At the 2004 RWA Conference, the white ribbon will be
a sign of solidarity against stalking and stalking-related crimes by
supporting the individual’s constitutional right to privacy and control over
one’s own personal information.
Wear it on your shirt or your nametag to show your support!

You can make a ribbon out of cloth ribbon, gift
ribbon, or even a piece of paper. The substance doesn't mater--just
the color.
Some attendees will be giving out more ribbons to people at the convention.
If you’d like to do so, too, your support would be greatly appreciated.

Stalking is an all too common form of abuse against
women.
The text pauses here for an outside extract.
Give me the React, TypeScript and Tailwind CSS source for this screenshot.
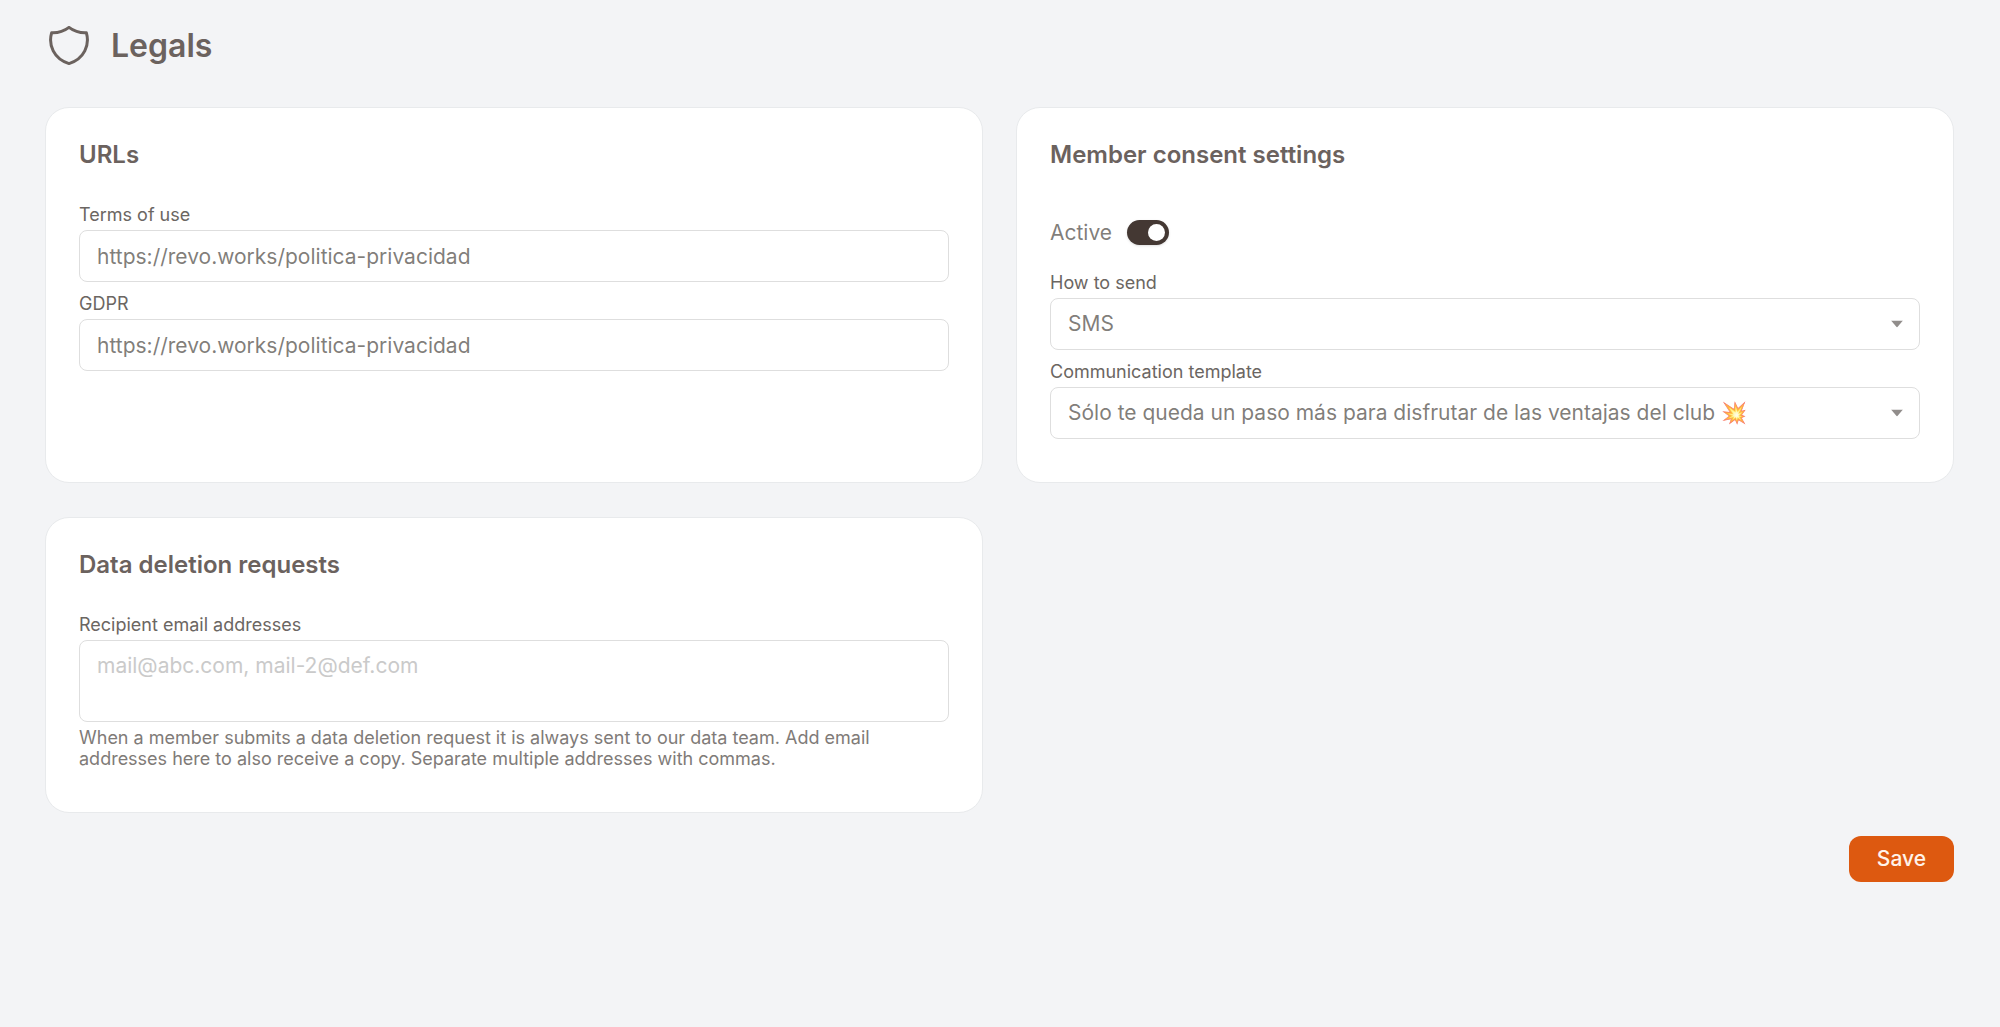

According to the Department of Justice, 8% of all women and 2% of all men will be stalked at some point in
their lives.
This percentage is higher in public figures, including authors, who are
subject to special dangers in addition to the threat that the general public
faces.
Most violent crimes begin with stalking, and victims of abduction are
usually stalked before they are kidnapped. 76% of women killed by their
intimate partners were stalked by these partners before they were killed.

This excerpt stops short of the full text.